Summary:

McClatchy (NYSE: MNI), whose shares have fallen from around $21 to about $3 in the last year, has announced its second big job elimination…

McClatchy (NYSE: MNI), whose shares have fallen from around $21 to about $3 in the last year, has announced its second big job elimination of the year: The newspaper publisher is cutting 1,150 jobs, or about 10 percent of its workforce. About half will come from “voluntary programs and managed attrition.” Excluding $20 million in severance costs, the company expects the move will save it $100 million over the next year; that represents about 6 percent of trailing twelve month expenses for the company. In June, McClatchy said it was eliminating 1,400 positions (which then also represented 10 percent of its workforce). There had been some hope that further layoffs might be avoided following a wage freeze announced last month.

The announcement doesn’t offer a breakdown between editorial and non-editorial eliminations, though CEO Gary Pruitt mentioned efforts to “sustain editorial quality and meet its public service journalism obligations despite some staff reductions.” Release.

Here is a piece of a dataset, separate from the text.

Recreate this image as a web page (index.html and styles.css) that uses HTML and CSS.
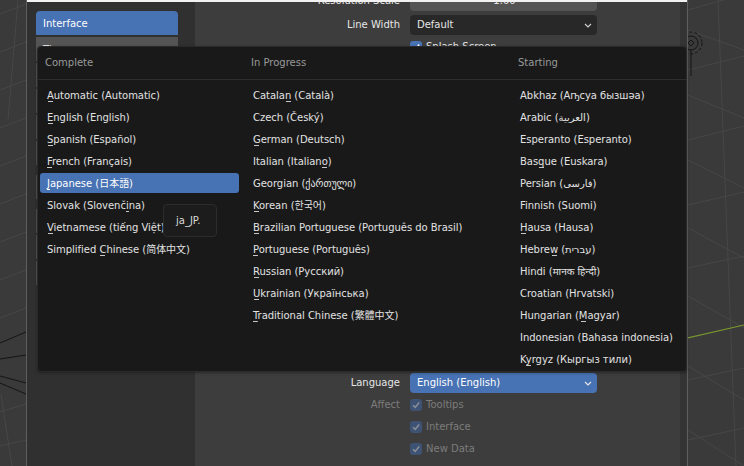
FILE: index.html
```
<!DOCTYPE html>
<html>
<head>
<meta charset="utf-8">
<link rel="stylesheet" href="styles.css">
</head>
<body>
<div class="screen">
  <div class="vp vp-left">
    <svg width="26" height="466" viewBox="0 0 26 466">
      <g stroke="#474747" stroke-width="1">
        <line x1="0" y1="14" x2="26" y2="4"/>
        <line x1="0" y1="52" x2="26" y2="42"/>
        <line x1="0" y1="90" x2="26" y2="80"/>
        <line x1="0" y1="128" x2="26" y2="118"/>
        <line x1="0" y1="166" x2="26" y2="156"/>
        <line x1="0" y1="204" x2="26" y2="194"/>
        <line x1="0" y1="242" x2="26" y2="232"/>
        <line x1="0" y1="280" x2="26" y2="270"/>
        <line x1="0" y1="318" x2="26" y2="308"/>
        <line x1="0" y1="412" x2="26" y2="404"/>
        <line x1="0" y1="446" x2="26" y2="440"/>
        <line x1="1" y1="395" x2="12" y2="466"/>
        <line x1="18" y1="0" x2="8" y2="120"/>
      </g>
      <g stroke="#141414" stroke-width="1">
        <line x1="0" y1="343" x2="26" y2="332"/>
        <line x1="0" y1="359" x2="26" y2="355"/>
        <line x1="0" y1="376" x2="26" y2="383"/>
        <line x1="0" y1="383" x2="26" y2="394"/>
      </g>
    </svg>
  </div>

  <div class="prefs">
    <div class="titlebar"></div>
    <div class="prefs-body">
      <nav class="sidebar">
        <div class="tab active">Interface</div>
        <div class="tab">Themes</div>
        <div class="tab">Viewport</div>
        <div class="tab">Lights</div>
        <div class="tab">Editing</div>
        <div class="tab">Animation</div>
        <div class="tab gap">Add-ons</div>
        <div class="tab gap">Input</div>
        <div class="tab">Navigation</div>
        <div class="tab">Keymap</div>
      </nav>

      <main class="main">
        <div class="group top">
          <div class="row">
            <div class="label">Resolution Scale</div>
            <div class="field num">1.00</div>
          </div>
          <div class="row row-lw">
            <div class="label">Line Width</div>
            <div class="field dd">
              <span>Default</span>
              <svg class="chev" width="8" height="5" viewBox="0 0 8 5"><path d="M1 1 L4 4 L7 1" fill="none" stroke="#cfcfcf" stroke-width="1.2"/></svg>
            </div>
          </div>
          <div class="row">
            <div class="label"></div>
            <div class="check">
              <span class="cb"><svg width="10" height="10" viewBox="0 0 10 10"><path d="M2 5.2 L4.2 7.4 L8.2 2.6" fill="none" stroke="#ffffff" stroke-width="1.5"/></svg></span>
              <span>Splash Screen</span>
            </div>
          </div>
          <div class="row">
            <div class="label"></div>
            <div class="check">
              <span class="cb"><svg width="10" height="10" viewBox="0 0 10 10"><path d="M2 5.2 L4.2 7.4 L8.2 2.6" fill="none" stroke="#ffffff" stroke-width="1.5"/></svg></span>
              <span>Developer Extras</span>
            </div>
          </div>
        </div>

        <div class="group bottom">
          <div class="row">
            <div class="label">Language</div>
            <div class="field dd sel">
              <span>English (English)</span>
              <svg class="chev" width="8" height="5" viewBox="0 0 8 5"><path d="M1 1 L4 4 L7 1" fill="none" stroke="#e8e8e8" stroke-width="1.2"/></svg>
            </div>
          </div>
          <div class="row dis">
            <div class="label">Affect</div>
            <div class="check">
              <span class="cb"><svg width="10" height="10" viewBox="0 0 10 10"><path d="M2 5.2 L4.2 7.4 L8.2 2.6" fill="none" stroke="#8a8f98" stroke-width="1.5"/></svg></span>
              <span>Tooltips</span>
            </div>
          </div>
          <div class="row dis">
            <div class="label"></div>
            <div class="check">
              <span class="cb"><svg width="10" height="10" viewBox="0 0 10 10"><path d="M2 5.2 L4.2 7.4 L8.2 2.6" fill="none" stroke="#8a8f98" stroke-width="1.5"/></svg></span>
              <span>Interface</span>
            </div>
          </div>
          <div class="row dis">
            <div class="label"></div>
            <div class="check">
              <span class="cb"><svg width="10" height="10" viewBox="0 0 10 10"><path d="M2 5.2 L4.2 7.4 L8.2 2.6" fill="none" stroke="#8a8f98" stroke-width="1.5"/></svg></span>
              <span>New Data</span>
            </div>
          </div>
        </div>
      </main>
      <div class="strip"></div>
    </div>

    <div class="menu">
      <div class="menu-head">
        <div class="head">Complete</div>
        <div class="head">In Progress</div>
        <div class="head">Starting</div>
      </div>
      <div class="menu-cols">
        <div class="col">
          <div class="item"><span class="k">A</span>utomatic (Automatic)</div>
          <div class="item"><span class="k">E</span>nglish (English)</div>
          <div class="item"><span class="k">S</span>panish (Español)</div>
          <div class="item"><span class="k">F</span>rench (Français)</div>
          <div class="item hl"><span class="k">J</span>apanese (日本語)</div>
          <div class="item">Slovak (Slovenč<span class="k">i</span>na)</div>
          <div class="item"><span class="k">V</span>ietnamese (tiếng Việt)</div>
          <div class="item">Simplified <span class="k">C</span>hinese (简体中文)</div>
        </div>
        <div class="col">
          <div class="item">Catala<span class="k">n</span> (Català)</div>
          <div class="item">Czech (Český)</div>
          <div class="item"><span class="k">G</span>erman (Deutsch)</div>
          <div class="item">Italian (Italian<span class="k">o</span>)</div>
          <div class="item">Georgian (ქართული)</div>
          <div class="item"><span class="k">K</span>orean (한국어)</div>
          <div class="item"><span class="k">B</span>razilian Portuguese (Português do Brasil)</div>
          <div class="item"><span class="k">P</span>ortuguese (Português)</div>
          <div class="item"><span class="k">R</span>ussian (Русский)</div>
          <div class="item"><span class="k">U</span>krainian (Українська)</div>
          <div class="item"><span class="k">T</span>raditional Chinese (繁體中文)</div>
        </div>
        <div class="col">
          <div class="item">Abkhaz (Аҧсуа бызшәа)</div>
          <div class="item">Arabic (العربية)</div>
          <div class="item">Esperanto (Esperanto)</div>
          <div class="item">Bas<span class="k">q</span>ue (Euskara)</div>
          <div class="item">Persian (فارسی)</div>
          <div class="item">Finnish (Suomi)</div>
          <div class="item"><span class="k">H</span>ausa (Hausa)</div>
          <div class="item">Hebre<span class="k">w</span> (עברית)</div>
          <div class="item">Hindi (मानक हिन्दी)</div>
          <div class="item">Croatian (Hrvatski)</div>
          <div class="item">Hungarian (<span class="k">M</span>agyar)</div>
          <div class="item">Indonesian (Bahasa indonesia)</div>
          <div class="item">K<span class="k">y</span>rgyz (Кыргыз тили)</div>
        </div>
      </div>
    </div>

    <div class="tip">ja_JP.</div>
  </div>

  <div class="vp vp-right">
    <svg width="56" height="466" viewBox="0 0 56 466">
      <g stroke="#474747" stroke-width="1">
        <line x1="0" y1="10" x2="56" y2="-6"/>
        <line x1="0" y1="30" x2="56" y2="50"/>
        <line x1="0" y1="70" x2="56" y2="56"/>
        <line x1="0" y1="95" x2="56" y2="118"/>
        <line x1="0" y1="140" x2="56" y2="126"/>
        <line x1="0" y1="160" x2="56" y2="188"/>
        <line x1="0" y1="205" x2="56" y2="192"/>
        <line x1="0" y1="228" x2="56" y2="258"/>
        <line x1="0" y1="268" x2="56" y2="256"/>
        <line x1="0" y1="296" x2="56" y2="328"/>
        <line x1="0" y1="380" x2="56" y2="368"/>
        <line x1="0" y1="366" x2="56" y2="400"/>
        <line x1="0" y1="430" x2="56" y2="466"/>
        <line x1="0" y1="440" x2="56" y2="428"/>
        <line x1="30" y1="0" x2="48" y2="466"/>
      </g>
      <line x1="-1" y1="338" x2="56" y2="325" stroke="#7a9a2e" stroke-width="1.2"/>
      <g fill="none" stroke="#141414" stroke-width="1">
        <circle cx="3" cy="43" r="11" stroke-dasharray="3 2"/>
        <circle cx="3" cy="43" r="7"/>
        <path d="M3 40 L6 43 L3 46 L0 43 Z"/>
        <line x1="3" y1="50" x2="3" y2="76"/>
      </g>
    </svg>
  </div>
</div>
</body>
</html>
```
FILE: styles.css
```
html, body {
  margin: 0;
  padding: 0;
}
body {
  width: 744px;
  height: 466px;
  overflow: hidden;
  background: #3a3a3a;
  font-family: "DejaVu Sans", "Noto Sans CJK JP", "Noto Sans", sans-serif;
  font-size: 10px;
  color: #e6e6e6;
}
.screen {
  display: flex;
  height: 466px;
}
.vp {
  flex: none;
  background: #3a3a3a;
  height: 466px;
  overflow: hidden;
}
.vp svg {
  display: block;
  overflow: visible;
}
.vp-left {
  width: 26px;
  border-right: 1px solid #5f5f5f;
}
.vp-right {
  width: 56px;
  border-left: 1px solid #5f5f5f;
}
.prefs {
  position: relative;
  flex: none;
  width: 660px;
  height: 466px;
  display: flex;
  flex-direction: column;
}
.titlebar {
  height: 2px;
  background: #f2f2f2;
  flex: none;
}
.prefs-body {
  flex: 1;
  display: flex;
  min-height: 0;
}
.sidebar {
  width: 168px;
  flex: none;
  box-sizing: border-box;
  background: #303030;
  padding: 9px 17px 0 9px;
  display: flex;
  flex-direction: column;
  gap: 2px;
}
.tab {
  height: 24px;
  line-height: 25px;
  padding-left: 7px;
  background: #545454;
  color: #e6e6e6;
}
.tab.gap {
  margin-top: 8px;
}
.tab.active {
  background: #4772b3;
  color: #ffffff;
  border-radius: 4px 4px 0 0;
}
.main {
  width: 485px;
  flex: none;
  box-sizing: border-box;
  background: #3d3d3d;
  display: flex;
  flex-direction: column;
  justify-content: space-between;
  padding-bottom: 8px;
  overflow: hidden;
}
.group {
  display: flex;
  flex-direction: column;
  gap: 2px;
}
.group.top {
  margin-top: -12px;
}
.row-lw {
  margin-top: 2px;
}
.row {
  display: grid;
  grid-template-columns: 205px 187px;
  column-gap: 10px;
  height: 20px;
  line-height: 22px;
  align-items: center;
}
.label {
  text-align: right;
  white-space: nowrap;
}
.field {
  height: 20px;
  box-sizing: border-box;
  border-radius: 4px;
  padding: 0 5px 0 7px;
  display: flex;
  align-items: center;
  white-space: nowrap;
}
.num {
  background: #545454;
  justify-content: center;
}
.dd {
  background: #282828;
  justify-content: space-between;
}
.dd.sel {
  background: #4772b3;
  color: #ffffff;
}
.chev {
  display: block;
}
.check {
  display: flex;
  align-items: center;
  gap: 4px;
  white-space: nowrap;
}
.cb {
  width: 12px;
  height: 12px;
  border-radius: 3px;
  background: #4772b3;
  display: flex;
  align-items: center;
  justify-content: center;
}
.dis .label,
.dis .check {
  color: #7c7c7c;
}
.dis .cb {
  background: #3e5273;
}
.strip {
  flex: 1;
  background: #343434;
}
.menu {
  position: absolute;
  left: 10px;
  top: 46px;
  width: 650px;
  height: 326px;
  box-sizing: border-box;
  background: #191919;
  border: 1px solid #2a2a2a;
  border-radius: 4px;
  box-shadow: 0 1px 3px rgba(0, 0, 0, 0.35);
}
.menu-head,
.menu-cols {
  display: grid;
  grid-template-columns: 199px 260px 1fr;
  column-gap: 7px;
  padding-left: 2px;
}
.menu-head {
  height: 32px;
  line-height: 32px;
  border-bottom: 1px solid #2e2e2e;
  color: #999999;
}
.head {
  padding-left: 5px;
}
.menu-cols {
  padding-top: 5px;
}
.col {
  display: flex;
  flex-direction: column;
  gap: 2px;
}
.item {
  height: 20px;
  line-height: 22px;
  padding-left: 7px;
  border-radius: 3px;
  white-space: nowrap;
  color: #e2e2e2;
  letter-spacing: -0.03px;
}
.item.hl {
  background: #4772b3;
  color: #ffffff;
}
.k {
  background: linear-gradient(#c8c8c8, #c8c8c8) no-repeat 50% 100% / 5px 1px;
  padding-bottom: 1px;
}
.hl .k {
  background-image: linear-gradient(#ffffff, #ffffff);
}
.tip {
  position: absolute;
  left: 136px;
  top: 204px;
  width: 54px;
  height: 33px;
  box-sizing: border-box;
  background: #1c1c1c;
  border: 1px solid #2c2c2c;
  border-radius: 4px;
  padding-left: 12px;
  line-height: 31px;
  color: #dadada;
  white-space: nowrap;
}
```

The news also coincides with the release of August numbers, which were predictably weak. Revenue fell 15.7 percent on a 17.8 percent drop in ad revenue. Online revenue was up 7.4 percent — actually pretty impressive in light of the slow-to-no online growth many publishers have been experiencing this summer. Release.

Last week it was announced that CEO Gary Pruitt had removed himself as trustee of the McClatchy family trust, leading to some speculation that the company could be setting up to go private.